Earlier this year, ZSL scientists laid the groundwork for the technological feat by installing microbial fuel cells in ZSL London Zoo’s Rainforest Life exhibit, in order to power a plant to take its own picture – with the ultimate aim of using plants to power camera traps and sensors in the wild.
After spending the summer growing in strength, Pete – a maidenhair fern whose delicate leaves and shiny stalks are clearly visible in the images – has now begun taking his own selfies at an astonishing rate, heralding the trial a resounding success.
ZSL’s Conservation Technology Specialist Al Davies explained: “Seeing Pete’s first selfie was an incredible moment for the ZSL team, who have spent months monitoring and supporting his growth at ZSL London Zoo’s Rainforest Life exhibit.

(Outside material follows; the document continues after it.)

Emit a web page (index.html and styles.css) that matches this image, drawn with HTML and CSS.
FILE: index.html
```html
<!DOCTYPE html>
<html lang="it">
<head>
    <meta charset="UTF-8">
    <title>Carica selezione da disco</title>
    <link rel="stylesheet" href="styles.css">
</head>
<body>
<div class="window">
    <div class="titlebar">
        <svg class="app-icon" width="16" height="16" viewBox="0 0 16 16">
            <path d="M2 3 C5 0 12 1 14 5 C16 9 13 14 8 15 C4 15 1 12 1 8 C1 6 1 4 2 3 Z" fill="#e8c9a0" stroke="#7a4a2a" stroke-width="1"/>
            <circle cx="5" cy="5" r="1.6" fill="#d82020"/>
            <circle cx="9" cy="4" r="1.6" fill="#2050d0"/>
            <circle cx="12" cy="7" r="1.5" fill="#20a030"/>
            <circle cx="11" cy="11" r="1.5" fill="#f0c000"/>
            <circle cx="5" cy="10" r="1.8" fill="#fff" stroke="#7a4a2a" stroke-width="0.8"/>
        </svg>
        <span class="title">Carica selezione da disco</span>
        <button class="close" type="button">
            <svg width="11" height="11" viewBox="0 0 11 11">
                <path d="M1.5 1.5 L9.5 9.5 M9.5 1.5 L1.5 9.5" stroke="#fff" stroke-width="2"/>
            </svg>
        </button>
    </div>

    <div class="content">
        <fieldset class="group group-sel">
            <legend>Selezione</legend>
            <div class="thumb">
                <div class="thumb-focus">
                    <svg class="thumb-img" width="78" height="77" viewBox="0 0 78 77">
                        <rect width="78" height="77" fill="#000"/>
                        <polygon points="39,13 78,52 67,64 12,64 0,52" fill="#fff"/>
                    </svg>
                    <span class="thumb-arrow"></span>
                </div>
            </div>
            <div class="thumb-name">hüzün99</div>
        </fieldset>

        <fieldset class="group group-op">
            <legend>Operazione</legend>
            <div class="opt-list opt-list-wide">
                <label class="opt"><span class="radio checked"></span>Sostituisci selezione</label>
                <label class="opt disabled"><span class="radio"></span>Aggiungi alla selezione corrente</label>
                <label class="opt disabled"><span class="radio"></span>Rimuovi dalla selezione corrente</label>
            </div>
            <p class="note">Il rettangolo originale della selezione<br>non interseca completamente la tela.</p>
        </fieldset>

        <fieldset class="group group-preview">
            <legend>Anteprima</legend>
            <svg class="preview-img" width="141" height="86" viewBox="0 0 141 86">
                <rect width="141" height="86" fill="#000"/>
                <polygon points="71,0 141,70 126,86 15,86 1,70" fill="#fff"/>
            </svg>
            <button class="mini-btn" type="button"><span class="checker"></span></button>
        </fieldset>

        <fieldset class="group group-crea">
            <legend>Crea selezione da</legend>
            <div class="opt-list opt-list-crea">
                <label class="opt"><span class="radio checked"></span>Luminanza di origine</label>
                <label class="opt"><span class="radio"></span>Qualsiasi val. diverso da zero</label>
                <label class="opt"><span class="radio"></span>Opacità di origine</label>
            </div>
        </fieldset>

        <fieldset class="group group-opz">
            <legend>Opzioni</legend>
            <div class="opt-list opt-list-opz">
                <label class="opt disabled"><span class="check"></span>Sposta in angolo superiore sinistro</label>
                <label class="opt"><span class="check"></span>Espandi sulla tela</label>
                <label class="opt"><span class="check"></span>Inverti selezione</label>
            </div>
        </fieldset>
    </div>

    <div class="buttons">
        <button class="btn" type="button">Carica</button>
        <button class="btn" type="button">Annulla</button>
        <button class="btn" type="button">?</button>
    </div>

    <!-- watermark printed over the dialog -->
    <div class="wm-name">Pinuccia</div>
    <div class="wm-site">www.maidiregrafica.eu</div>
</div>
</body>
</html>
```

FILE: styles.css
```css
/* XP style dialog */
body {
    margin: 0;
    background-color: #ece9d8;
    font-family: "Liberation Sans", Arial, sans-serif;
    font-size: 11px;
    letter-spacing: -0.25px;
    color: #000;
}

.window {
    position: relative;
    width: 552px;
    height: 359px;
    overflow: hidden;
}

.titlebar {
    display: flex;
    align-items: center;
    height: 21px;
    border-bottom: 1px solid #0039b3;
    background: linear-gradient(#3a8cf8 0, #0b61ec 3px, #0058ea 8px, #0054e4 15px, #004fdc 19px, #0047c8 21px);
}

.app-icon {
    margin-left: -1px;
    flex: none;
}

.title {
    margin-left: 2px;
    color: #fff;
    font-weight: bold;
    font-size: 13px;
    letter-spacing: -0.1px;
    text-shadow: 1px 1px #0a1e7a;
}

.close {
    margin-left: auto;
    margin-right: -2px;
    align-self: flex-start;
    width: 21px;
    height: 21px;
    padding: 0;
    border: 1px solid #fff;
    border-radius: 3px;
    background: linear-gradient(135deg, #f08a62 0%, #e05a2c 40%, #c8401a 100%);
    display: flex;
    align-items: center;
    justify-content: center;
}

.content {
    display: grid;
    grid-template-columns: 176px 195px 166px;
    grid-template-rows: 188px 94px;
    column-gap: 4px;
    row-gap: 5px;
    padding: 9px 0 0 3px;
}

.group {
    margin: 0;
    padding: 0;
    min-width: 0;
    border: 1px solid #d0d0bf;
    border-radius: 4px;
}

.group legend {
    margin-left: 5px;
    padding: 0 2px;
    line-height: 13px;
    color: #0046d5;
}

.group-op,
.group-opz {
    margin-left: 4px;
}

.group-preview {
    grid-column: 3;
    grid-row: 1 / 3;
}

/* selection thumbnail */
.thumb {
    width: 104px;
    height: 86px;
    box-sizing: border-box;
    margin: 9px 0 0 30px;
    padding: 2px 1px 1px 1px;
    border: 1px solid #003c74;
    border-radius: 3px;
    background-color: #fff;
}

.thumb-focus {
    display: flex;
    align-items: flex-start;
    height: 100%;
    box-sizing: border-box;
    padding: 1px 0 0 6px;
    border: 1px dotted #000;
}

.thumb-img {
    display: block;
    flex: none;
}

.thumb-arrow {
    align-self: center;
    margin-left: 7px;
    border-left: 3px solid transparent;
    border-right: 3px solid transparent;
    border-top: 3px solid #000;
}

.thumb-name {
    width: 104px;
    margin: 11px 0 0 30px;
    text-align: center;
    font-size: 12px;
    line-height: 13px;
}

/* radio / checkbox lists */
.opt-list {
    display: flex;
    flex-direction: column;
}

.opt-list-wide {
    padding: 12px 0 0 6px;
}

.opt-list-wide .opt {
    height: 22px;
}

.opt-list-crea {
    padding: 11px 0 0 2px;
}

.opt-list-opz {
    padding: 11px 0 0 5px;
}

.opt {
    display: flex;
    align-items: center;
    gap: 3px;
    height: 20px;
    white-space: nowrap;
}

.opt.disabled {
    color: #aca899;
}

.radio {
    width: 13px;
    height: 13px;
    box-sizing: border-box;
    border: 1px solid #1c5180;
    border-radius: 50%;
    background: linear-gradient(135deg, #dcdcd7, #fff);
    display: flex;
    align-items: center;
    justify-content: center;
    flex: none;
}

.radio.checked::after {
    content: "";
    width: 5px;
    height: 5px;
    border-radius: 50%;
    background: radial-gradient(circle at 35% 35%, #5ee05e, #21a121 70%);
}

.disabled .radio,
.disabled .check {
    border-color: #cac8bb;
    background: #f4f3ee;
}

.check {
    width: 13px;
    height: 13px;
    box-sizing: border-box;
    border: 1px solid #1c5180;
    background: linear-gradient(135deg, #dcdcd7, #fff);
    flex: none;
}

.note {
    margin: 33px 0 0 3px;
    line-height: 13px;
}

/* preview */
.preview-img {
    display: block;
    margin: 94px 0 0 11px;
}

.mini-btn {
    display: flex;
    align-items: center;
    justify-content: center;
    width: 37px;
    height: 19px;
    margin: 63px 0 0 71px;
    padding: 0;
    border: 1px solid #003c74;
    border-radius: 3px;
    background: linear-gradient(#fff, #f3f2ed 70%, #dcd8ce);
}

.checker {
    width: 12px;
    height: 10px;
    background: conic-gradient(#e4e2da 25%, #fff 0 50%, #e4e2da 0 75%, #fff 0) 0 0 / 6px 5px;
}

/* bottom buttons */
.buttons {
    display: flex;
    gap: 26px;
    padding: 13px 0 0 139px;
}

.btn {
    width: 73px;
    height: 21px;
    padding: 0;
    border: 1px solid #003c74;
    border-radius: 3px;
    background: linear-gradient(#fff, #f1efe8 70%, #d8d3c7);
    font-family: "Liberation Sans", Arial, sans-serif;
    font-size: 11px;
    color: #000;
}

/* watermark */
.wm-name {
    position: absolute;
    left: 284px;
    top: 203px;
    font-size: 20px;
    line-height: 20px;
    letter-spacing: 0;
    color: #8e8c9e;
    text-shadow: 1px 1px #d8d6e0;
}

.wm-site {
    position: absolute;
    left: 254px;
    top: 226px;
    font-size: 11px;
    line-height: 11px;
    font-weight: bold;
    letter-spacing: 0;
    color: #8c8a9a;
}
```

“Plants naturally deposit biomatter as they grow, which in turn feeds the natural bacteria present in the soil, creating energy that can be harnessed by fuel cells and used to power a wide range of vital conservation tools remotely, including sensors, monitoring platforms and camera traps.
“Most power sources have limits – batteries must be replaced while solar panels rely on a source of sunlight – but plants can survive in the shade, naturally moving into position to maximise the potential of absorbing sunlight – meaning the potential for plant-powered energy is pretty much limitless.”

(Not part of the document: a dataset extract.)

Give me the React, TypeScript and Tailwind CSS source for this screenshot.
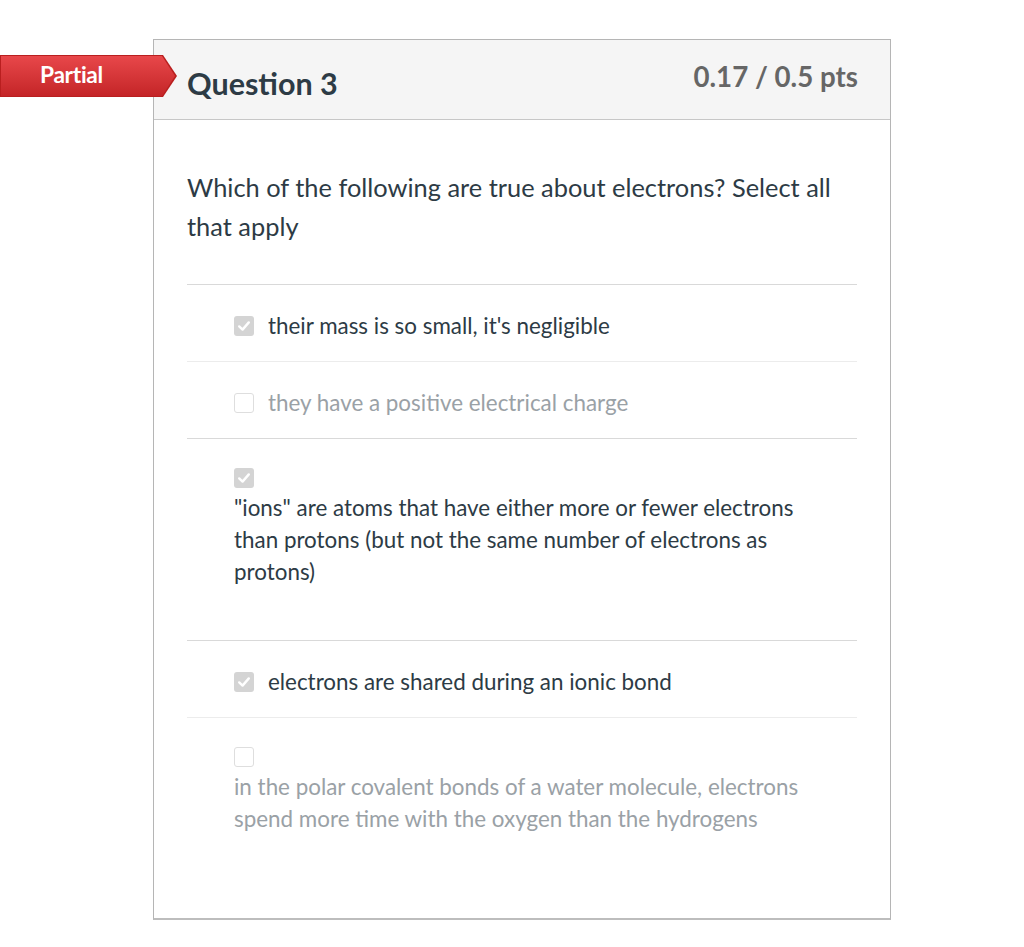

The ground-breaking solution, enabled by ultra low-powered technology created by US AI company Xnor.ai, works around the clock on any device while consuming such low energy it can be powered by a small plant.
As a result, it has the potential to monitor inhospitable and remote rainforest locations to record key data such as temperature, humidity, and plant growth – all of which are crucial to the understanding of threats such as climate change and habitat loss.
“We’ve quite literally plugged into nature to help protect the world’s wildlife: Pete has surpassed our expectations and is currently taking a photo every 20 seconds – he’s been working so well we’ve even accidentally photobombed him a few times!”
The ZSL team will continue to refine the technology before setting up a second trial in the wild.